To take one example, Democrats acceded to reducing revenue sharing, which buffers property taxes, to 40 percent of what’s required by law — then claimed they’d “restored funding” because LePage wanted to abolish it.

Mainers say, in poll after poll, that the property tax is the most onerous. Democrats of the 1970s, and even the ’90s, understood that. Today’s Democrats have largely forgotten.

Being in opposition isn’t easy. Nationally, minority Republicans built an intellectual and policy base for decades before Ronald Reagan carried it out — and that framework still determines much of the national agenda.
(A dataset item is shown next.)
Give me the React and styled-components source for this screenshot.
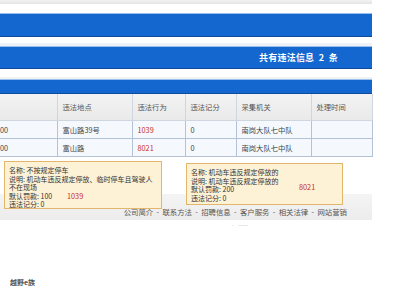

Democrats should stop talking about “welfare reform” and tax cuts and set their own course. Here’s a clue: The widest voter consensus on any current issues supports raising the minimum wage, and levying higher taxes on the wealthy.

To again become relevant, Democrats must determine what they want to do, then tell people how they’ll restore enough of the state tax system to fund it. Bromides about “good jobs at good wages” and “investment” in a laundry list of unquantified good causes won’t do it.

There must be specifics — about agricultural entrepreneurship in Maine’s depleted rural landscape and how to support it, about finally fixing the roads rather than paving over the bumps, about ensuring that every Maine child has a well-qualified teacher, and doesn’t come to school hungry.

Laying out that agenda will take time, but must start now. Maine is stuck in a demographic and political rut. It desperately needs voices that can change the conversation, and ultimately the voters’ minds, in a way that actually leads to positive change.